Thought this was going to be about Klein Bottles.

A few things that stand out to me :

  1. Although the bottle top has a threaded opening, a cork is used probably because a standard screw cap will not work.

  2. The bottle has a square cross section indicating it was pressed.

  3. The glass seems unusually thick (from the sound) again suggesting pressing.

My guess:

A wide mouthed big bottle was taken. With the bottle on its side, the card deck was inserted into it supported by a thick metal rod such that it did not touch the sides.

A vacuum was then pulled in the bottle so that there is no heat transfer from the sides to the deck of cards.

Next the bottle was pressed using heated elements press.

IMHO, The key here is vacuum. Just like an incandescent light bulb filament could reach 2000+ F while the glass remained at 100s of F.

That one’s easy – you just glue two Mobius strips together.
… in four dimensions of course.

Hmm, interesting hypothesis. And after watching the video a few times, it does appear the bottle does not have a round cross-section. It looks like there are some flat “sides” of the bottle. But I could be wrong; it’s difficult to tell from the video.

The description says that “with high certainty” the bottle was not altered in any way.

kleinbottle.com was still up last time I checked. I am not sure of all the details of their technique, but think it involves Pyrex.

My sister owns a Klein bottle made by Mitsugi Ohno himself, the famous glass artist. It’s one of only thirty or so he made. He actually delivered it to her house himself, but she was not at home and was devesated when she found she’d missed him. That sucker has to be quite valuble, I have no idea how much she paid for it. I also have a small glass piece Ohno made, a figure of two cranes. It is very lovely, quite elegant, and I hate the thought of trying to move with it.

I think those bottles are made from the oil of silicon snakes.

AFAIK it’s a legit business. If you pay him the $50 or whatever, he will ship you the glassware packed in a cardboard box.

They are made by the guy who wrote this book.

Anybody else see an optical distortion in the bottle’s glass about midway up from the bottom? I think I see a physical distortion, too.

I wouldn’t expect to see something like that in a normally manufactured bottle.

There’s a fairly wide mouth on that jar so the suggestions above about bending the cards and box to get them into the bottle make sense. None of the pictures look like the box is still plastic wrapped, but magicians reseal card boxes often and there’s probably a way to do that inside the bottle too with enough effort. I’m more impressed by a decent ship in a bottle when the ship required some real workmanship to build.

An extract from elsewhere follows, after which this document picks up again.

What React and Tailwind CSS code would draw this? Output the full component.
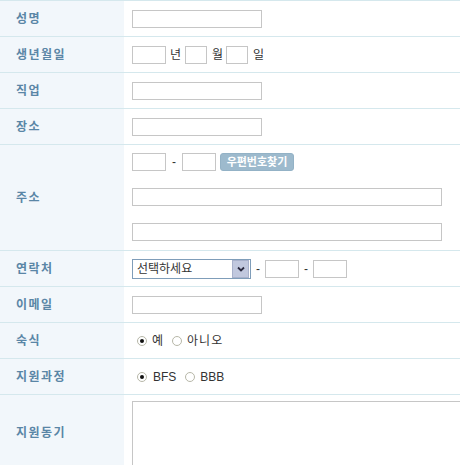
import React, { useState } from 'react';

const font = { fontFamily: '"Liberation Sans", "Noto Sans CJK KR", sans-serif' };

const TextBox = ({ className = '' }) => (
  <input
    type="text"
    className={`h-[18px] border border-[#c6c6c6] bg-white outline-none text-[12px] px-1 ${className}`}
  />
);

const Radio = ({ checked, onClick }) => (
  <span
    onClick={onClick}
    className="relative inline-flex w-[10px] h-[10px] rounded-full border border-[#b7b7a8] bg-white items-center justify-center cursor-pointer"
  >
    {checked && <span className="w-[4px] h-[4px] rounded-full bg-[#111]" />}
  </span>
);

const Row = ({ label, height = 'h-[36px]', children, contentClass = 'items-center' }) => (
  <div className={`flex border-t border-[#d5e8ed] ${height}`}>
    <div className="w-[124px] shrink-0 bg-[#f2f7fb] flex items-center pl-[16px]">
      <span className="text-[12px] font-bold text-[#5a86a6] tracking-[1.5px]">{label}</span>
    </div>
    <div className={`flex-1 flex pl-[8px] ${contentClass}`}>{children}</div>
  </div>
);

export default function App() {
  const [stay, setStay] = useState('yes');
  const [course, setCourse] = useState('BFS');

  return (
    <div className="w-[460px] h-[465px] overflow-hidden bg-white text-[#333]" style={font}>
      <Row label="성명">
        <TextBox className="w-[130px]" />
      </Row>

      <Row label="생년월일">
        <TextBox className="w-[34px]" />
        <span className="text-[12px] ml-[4px] mr-[4px]">년</span>
        <TextBox className="w-[22px]" />
        <span className="text-[12px] ml-[5px] mr-[3px]">월</span>
        <TextBox className="w-[22px]" />
        <span className="text-[12px] ml-[5px]">일</span>
      </Row>

      <Row label="직업">
        <TextBox className="w-[130px]" />
      </Row>

      <Row label="장소">
        <TextBox className="w-[130px]" />
      </Row>

      <Row label="주소" height="h-[106px]" contentClass="flex-col pt-[8px] gap-[17px]">
        <div className="flex items-center">
          <TextBox className="w-[34px]" />
          <span className="text-[12px] mx-[6px]">-</span>
          <TextBox className="w-[34px]" />
          <button className="ml-[4px] h-[18px] w-[74px] rounded-[3px] bg-[#9dbacd] border border-[#93b2c6] text-white text-[11px] font-bold leading-none">
            우편번호찾기
          </button>
        </div>
        <TextBox className="w-[310px]" />
        <TextBox className="w-[310px]" />
      </Row>

      <Row label="연락처">
        <div className="w-[119px] h-[20px] border border-[#7f9db9] bg-white flex items-center justify-between">
          <span className="text-[12px] pl-[4px] leading-none">선택하세요</span>
          <span className="w-[17px] h-[18px] mr-px bg-[#c1c8de] border border-[#a8b1cb] flex items-center justify-center">
            <svg width="8" height="6" viewBox="0 0 8 6">
              <path d="M1 1.5 L4 4.5 L7 1.5" fill="none" stroke="#2b2b40" strokeWidth="1.8" />
            </svg>
          </span>
        </div>
        <span className="text-[12px] mx-[5px]">-</span>
        <TextBox className="w-[34px]" />
        <span className="text-[12px] mx-[5px]">-</span>
        <TextBox className="w-[34px]" />
      </Row>

      <Row label="이메일">
        <TextBox className="w-[130px]" />
      </Row>

      <Row label="숙식">
        <div className="flex items-center pl-[5px] text-[12px]">
          <Radio checked={stay === 'yes'} onClick={() => setStay('yes')} />
          <span className="ml-[5px] mr-[9px]">예</span>
          <Radio checked={stay === 'no'} onClick={() => setStay('no')} />
          <span className="ml-[5px] tracking-[1px]">아니오</span>
        </div>
      </Row>

      <Row label="지원과정">
        <div className="flex items-center pl-[5px] text-[12px]">
          <Radio checked={course === 'BFS'} onClick={() => setCourse('BFS')} />
          <span className="ml-[6px] mr-[9px]">BFS</span>
          <Radio checked={course === 'BBB'} onClick={() => setCourse('BBB')} />
          <span className="ml-[5px]">BBB</span>
        </div>
      </Row>

      <Row label="지원동기" height="h-[77px]" contentClass="items-start pt-[6px]">
        <textarea className="w-[400px] h-[90px] shrink-0 border border-[#c6c6c6] outline-none resize-none" />
      </Row>
    </div>
  );
}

Of course, there’s also the possibility that the guy saying that the bottle wasn’t altered is just lying.

Just to be pedantic since this is GQ, those “Klein bottles” that you can buy are of course not really Klein bottles, since a Klein bottle cannot exist in 3-dimensional space, any more than a trefoil knot can exist in 2-dimensional space. They look similar to Klein bottles though.

I think that’s a real possibility. These bottles are a bit of a static magic trick, and misdirection—artful lying—is the coin of the realm in magic.

The video clearly shows a molded-in “20 CL” at the base. That’s 200 ml, obviously. The first thing I’d do is immerse the bottle in water up to a likely fill point and measure the displacement.

I’d use that displacement value and a SWAG at wall thickness (plus the known density of likely glasses) to see if we were anywhere near the right volume. While that probably wouldn’t yield a “eureka” moment, it might tell us whether the bottle was previously cylindrical.

I’d also look at all the 20-cl bottles available in Europe to see if any have similar or identical molded bases. That may be a needle/haystack problem, but the bottle’s shape is odd. Besides, sometimes you get lucky.

Someone mentioned distortion about halfway up the bottle. I see it too. I’d look at the bottle through a polarizing filter to check for photoelastic discontinuities—those would strongly suggest pressing. Here’s what I mean:

I also think that rolling individual cards through the wide mouth is plausible. One could minimize distortion in the assembled deck by alternating the rolling direction successively between concave-face and concave-back.

I think the cork is more aesthetically pleasing than a generic metal cap, so maybe that’s why he uses corks. But I bet he’d use white wine bottles if he could. That seems even more marketable and lends a little credence to the rolled-card theory.

None of these ideas is a slam-dunk test, but they could collectively point in the direction of another test. But I bet the bottles are altered as Chronos and others suggest, mostly because:

The fabricator, Clifford Stoll, makes pseudo-Klein bottles too.

Occam’s razor suggests that an artisan skilled in glassblowing and related techniques would tend to apply those skills to a project like this.